The Godfather theme song is just as memorable as the movie. Once you’ve seen this movie, within three seconds of hearing the song you can identify the movie and the feelings you felt when you watched it. When I hear the song, it reminds me of how much I love this movie. This movie is amazing. Not only does the American Film Institute list it as the #2 greatest movie of all time, but also the music is just as amazing. Nino Rota, the composer, won several Oscars for the music in this film as well as The Godfather Part II. The song and its variation of instruments convey specific emotions that Nino Rota wanted you to feel. This song can make you feel sympathetic for the Don or thrilled by his revenge. This soundtrack easily earns three out of three tickets.
The scene where Michael Corleone goes to visit is father at the hospital is the turning point of the movie. Though the scene seems nonessential to the plot of the movie at the time, the music sets the tone for how important this scene really is. Majority of The Godfather is strictly dialogue and through the movie several minutes can pass before any music is played. There are defined musical themes for the characters. The song most associated with Don Corleone is The Godfather theme song. The song sounds like an Italian folk melody but is unique to The Godfather trilogy; it also alludes to the fact that this is a Sicilian family. What is unique about this particular theme song is the fact that is played differently throughout the movie. In times of happiness it is played by trumpets, making it to sound like an elegant waltz. But, in moments of horror like when the movie producer wakes up with a horse head in his bed, the song sounds like a distorted carousel tune. This famous tune is so versatile in this movie but always represents the association of Don Corleone. In Understanding Movies, Giannetti explains the goal of this: “Characterization can be suggested through musical motifs” (Giannetti 216). By giving the Don and Michael their own musical motifs, it helps define their characters.

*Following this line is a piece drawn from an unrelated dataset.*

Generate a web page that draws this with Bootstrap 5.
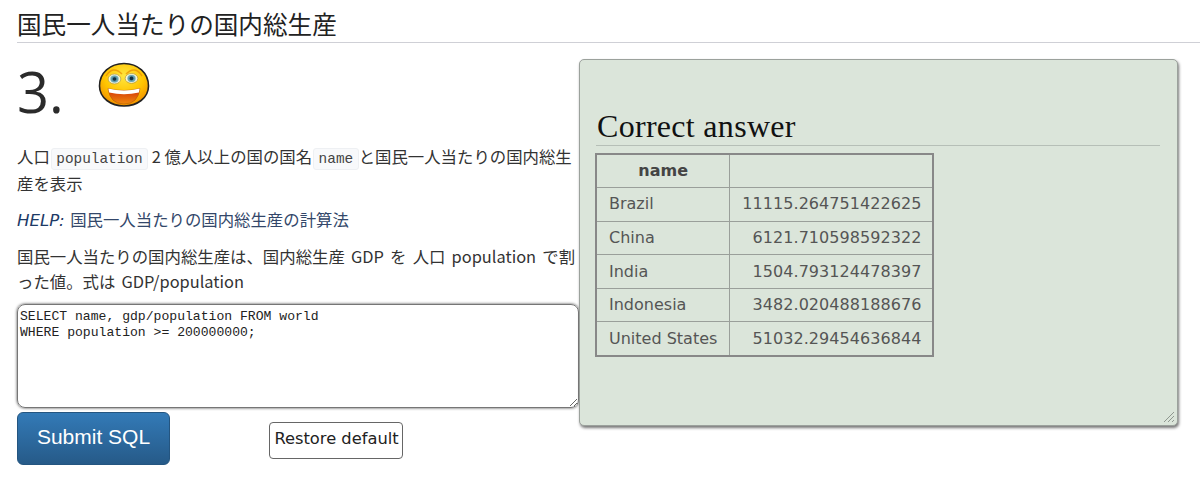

At the beginning of the movie, it is known that Michael Corleone, the son of Don Vito Corleone, wants no part of the family business. After an assassination attempt on his father, Michael goes to visit him in the hospital. When he enters the hospital he sees his father was left unattended. The orchestra and piano play a tension-building tune that puts viewers on edge. With the music and Michael’s concerned conversation with the nurse, it seems that another assassination attempt is imminent. As Michael rushes to move his father to a hidden room, his theme music is playing as well as the tension building music. The music affects the pathos in this film and immediately connects Michael Corleone’s emotions to the audience’s. There is a point of time where no music is played while Michael talks with his father. He simply tells him that he “is with him.” After Michael speaks, The Godfather theme music is played. The timing of this song indicates that Michael has decided to join the family business. Had The Godfather theme song not been played, this conversation would seem like a normal conversation between father and son. The timing also foreshadows that this theme song will eventually be used to represent Michael, the new Don. The importance of this conversation is highlighted by the meaningful Godfather theme song. In Everything’s an Argument, Lunsford correctly states, “You may sometimes want to use emotions to connect with readers to assure them that you understand their experiences. Such a bridge is especially important when you’re writing about matters that readers regard as sensitive” (Lunsford 33). In this scene, the music is a bridge connecting the actors’ emotions to the audience’s emotions.
Another scene where the music perfectly fits Michael Corleone’s emotions is the scene where his godson is baptized. This is the most gripping scene of the entire movie. There is this great juxtaposition between a beautiful scene at the church with Bach organ music playing and the systematic assassinations of Michael’s enemies and rivals. If you’re not a fan of violence, you should probably avoid the linked clip. Technically, Michael is the bad guy. He made plans to kill several people while he was in church. But, the music tells us that we should be rooting for him. The organ music plays each time someone is killed, making it feel like an accomplishment yet it is still horrifying. Because of the strong pathos in this film as well as its music, viewers find themselves rooting for the bad guys. The music and both mentioned scenes set the tone for the ending of the movie and The Godfather Part II.